Spreadsheets feel free because there's no monthly bill. There is, though. It's just paid in hours, lost quotes, mispriced jobs, and the occasional tax mistake that costs you a relationship with a customer. This article puts a real dollar figure on each one, then runs the comparison against $180 CAD/month for FenceTracer.
If you're a fence contractor still quoting in Excel, Google Sheets, or a Word template — this is for you.
The four hidden costs of spreadsheet quoting
1. Time per quote
Self-reported time-per-quote for spreadsheet workflows lands in the 30–60 minute range — site measurement → manual line items → copy/paste from last quote → tax math → cleanup → email. For most shops it's closer to the top of that range than the bottom.
30 minutes per quote × 20 quotes/month = 10 hours/month
60 minutes per quote × 20 quotes/month = 20 hours/month
At a $50/hr fully-loaded estimator cost, that's $500–$1,000/month of time, just on the quoting itself. The software cost ($180) is dwarfed by it.
2. Math errors
Every contractor has a story: forgot to add the gate, used last year's post price, copied the wrong tax row, the spreadsheet auto-converted a SKU to a date. The errors that go under are paid by you. The errors that go over — you find out when the customer calls a competitor.

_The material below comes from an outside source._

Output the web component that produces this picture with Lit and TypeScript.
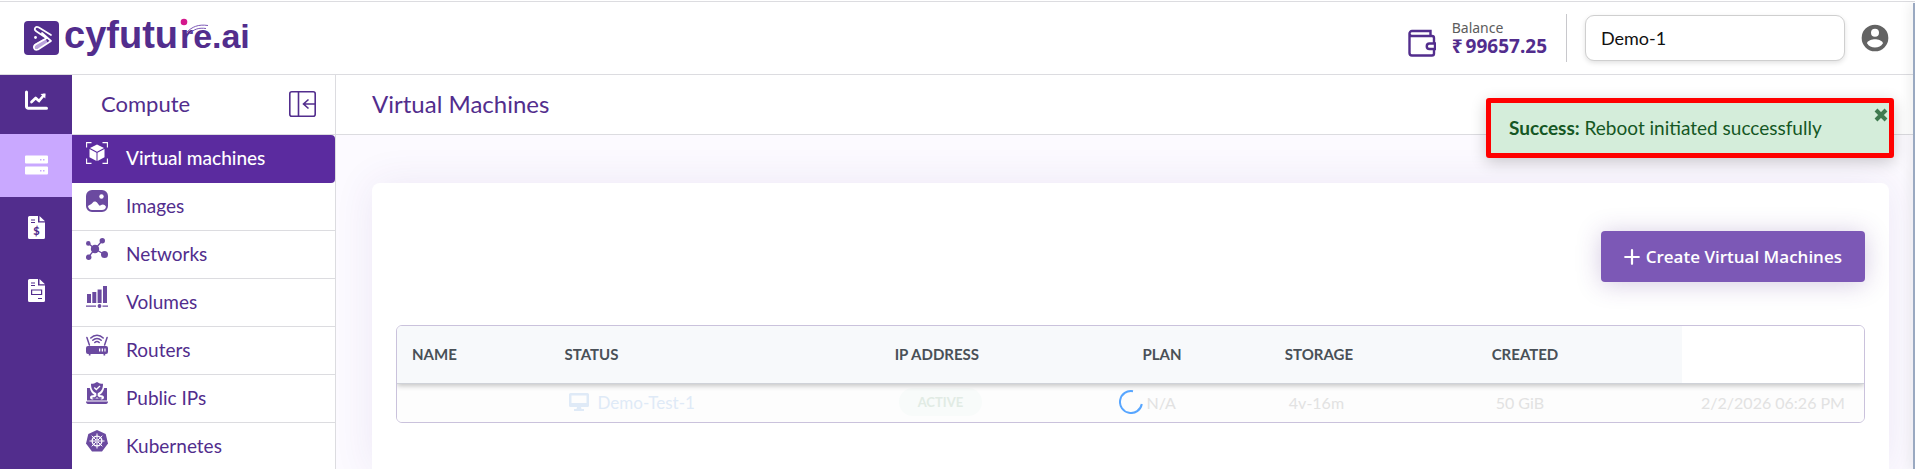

Even a 2–3% error rate on quoted jobs is meaningful. On $50,000/month of quoted work, a 2% error rate is $1,000 of margin you're either eating or leaving on the table.
3. Lost quotes
A spreadsheet quote that takes 45 minutes is a quote you sometimes don't send. Hot lead comes in Tuesday, you're on a job until Friday, by Monday it's been a week and the customer signed with someone faster.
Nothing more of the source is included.